Aim of the task: Write out the material exactly, without any of its pictures.

Dataset excerpt:
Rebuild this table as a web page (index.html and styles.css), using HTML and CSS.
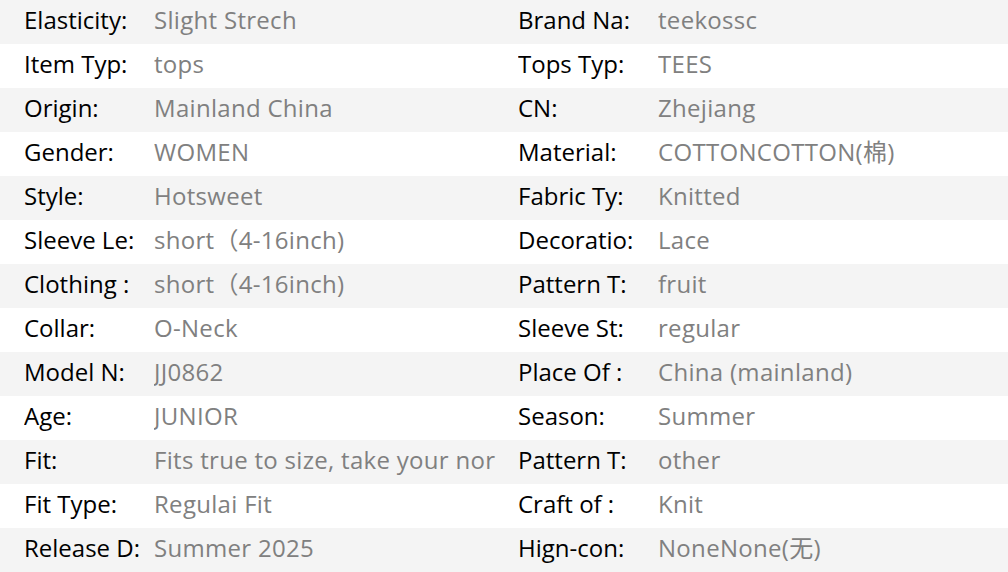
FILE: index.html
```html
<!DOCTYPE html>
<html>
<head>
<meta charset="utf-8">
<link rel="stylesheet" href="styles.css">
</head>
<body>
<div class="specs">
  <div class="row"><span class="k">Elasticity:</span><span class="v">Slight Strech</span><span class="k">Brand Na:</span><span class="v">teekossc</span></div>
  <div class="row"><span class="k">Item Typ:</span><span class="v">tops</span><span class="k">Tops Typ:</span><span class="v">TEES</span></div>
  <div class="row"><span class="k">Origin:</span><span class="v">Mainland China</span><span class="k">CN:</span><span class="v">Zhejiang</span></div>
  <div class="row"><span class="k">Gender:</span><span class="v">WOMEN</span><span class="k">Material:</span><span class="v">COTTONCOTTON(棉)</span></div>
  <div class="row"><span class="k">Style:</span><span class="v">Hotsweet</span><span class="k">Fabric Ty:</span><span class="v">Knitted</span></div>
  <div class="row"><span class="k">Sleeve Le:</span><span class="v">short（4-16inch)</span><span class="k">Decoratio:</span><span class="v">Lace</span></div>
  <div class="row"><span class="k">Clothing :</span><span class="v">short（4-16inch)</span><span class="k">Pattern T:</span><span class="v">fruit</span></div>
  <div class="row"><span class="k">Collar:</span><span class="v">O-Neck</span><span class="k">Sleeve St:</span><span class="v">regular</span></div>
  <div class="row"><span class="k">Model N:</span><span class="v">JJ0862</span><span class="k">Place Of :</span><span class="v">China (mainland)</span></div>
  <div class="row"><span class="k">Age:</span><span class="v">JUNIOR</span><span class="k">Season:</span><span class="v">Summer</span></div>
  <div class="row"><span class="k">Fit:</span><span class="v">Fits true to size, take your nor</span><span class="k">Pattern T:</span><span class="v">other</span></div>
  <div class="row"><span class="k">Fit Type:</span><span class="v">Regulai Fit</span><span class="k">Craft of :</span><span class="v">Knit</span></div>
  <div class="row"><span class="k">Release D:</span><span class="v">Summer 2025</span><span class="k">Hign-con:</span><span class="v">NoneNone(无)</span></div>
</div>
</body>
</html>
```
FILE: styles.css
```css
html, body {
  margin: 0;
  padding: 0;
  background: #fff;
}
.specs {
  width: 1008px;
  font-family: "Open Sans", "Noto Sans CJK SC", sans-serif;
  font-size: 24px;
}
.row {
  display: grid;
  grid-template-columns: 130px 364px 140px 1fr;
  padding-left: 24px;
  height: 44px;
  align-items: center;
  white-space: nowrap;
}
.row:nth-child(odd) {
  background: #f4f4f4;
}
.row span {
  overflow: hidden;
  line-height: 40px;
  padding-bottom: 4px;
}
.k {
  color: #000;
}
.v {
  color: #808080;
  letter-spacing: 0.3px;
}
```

Task solution:
Rebuild this table as a web page (index.html and styles.css), using HTML and CSS.
FILE: index.html
```html
<!DOCTYPE html>
<html>
<head>
<meta charset="utf-8">
<link rel="stylesheet" href="styles.css">
</head>
<body>
<div class="specs">
  <div class="row"><span class="k">Elasticity:</span><span class="v">Slight Strech</span><span class="k">Brand Na:</span><span class="v">teekossc</span></div>
  <div class="row"><span class="k">Item Typ:</span><span class="v">tops</span><span class="k">Tops Typ:</span><span class="v">TEES</span></div>
  <div class="row"><span class="k">Origin:</span><span class="v">Mainland China</span><span class="k">CN:</span><span class="v">Zhejiang</span></div>
  <div class="row"><span class="k">Gender:</span><span class="v">WOMEN</span><span class="k">Material:</span><span class="v">COTTONCOTTON(棉)</span></div>
  <div class="row"><span class="k">Style:</span><span class="v">Hotsweet</span><span class="k">Fabric Ty:</span><span class="v">Knitted</span></div>
  <div class="row"><span class="k">Sleeve Le:</span><span class="v">short（4-16inch)</span><span class="k">Decoratio:</span><span class="v">Lace</span></div>
  <div class="row"><span class="k">Clothing :</span><span class="v">short（4-16inch)</span><span class="k">Pattern T:</span><span class="v">fruit</span></div>
  <div class="row"><span class="k">Collar:</span><span class="v">O-Neck</span><span class="k">Sleeve St:</span><span class="v">regular</span></div>
  <div class="row"><span class="k">Model N:</span><span class="v">JJ0862</span><span class="k">Place Of :</span><span class="v">China (mainland)</span></div>
  <div class="row"><span class="k">Age:</span><span class="v">JUNIOR</span><span class="k">Season:</span><span class="v">Summer</span></div>
  <div class="row"><span class="k">Fit:</span><span class="v">Fits true to size, take your nor</span><span class="k">Pattern T:</span><span class="v">other</span></div>
  <div class="row"><span class="k">Fit Type:</span><span class="v">Regulai Fit</span><span class="k">Craft of :</span><span class="v">Knit</span></div>
  <div class="row"><span class="k">Release D:</span><span class="v">Summer 2025</span><span class="k">Hign-con:</span><span class="v">NoneNone(无)</span></div>
</div>
</body>
</html>
```
FILE: styles.css
```css
html, body {
  margin: 0;
  padding: 0;
  background: #fff;
}
.specs {
  width: 1008px;
  font-family: "Open Sans", "Noto Sans CJK SC", sans-serif;
  font-size: 24px;
}
.row {
  display: grid;
  grid-template-columns: 130px 364px 140px 1fr;
  padding-left: 24px;
  height: 44px;
  align-items: center;
  white-space: nowrap;
}
.row:nth-child(odd) {
  background: #f4f4f4;
}
.row span {
  overflow: hidden;
  line-height: 40px;
  padding-bottom: 4px;
}
.k {
  color: #000;
}
.v {
  color: #808080;
  letter-spacing: 0.3px;
}
```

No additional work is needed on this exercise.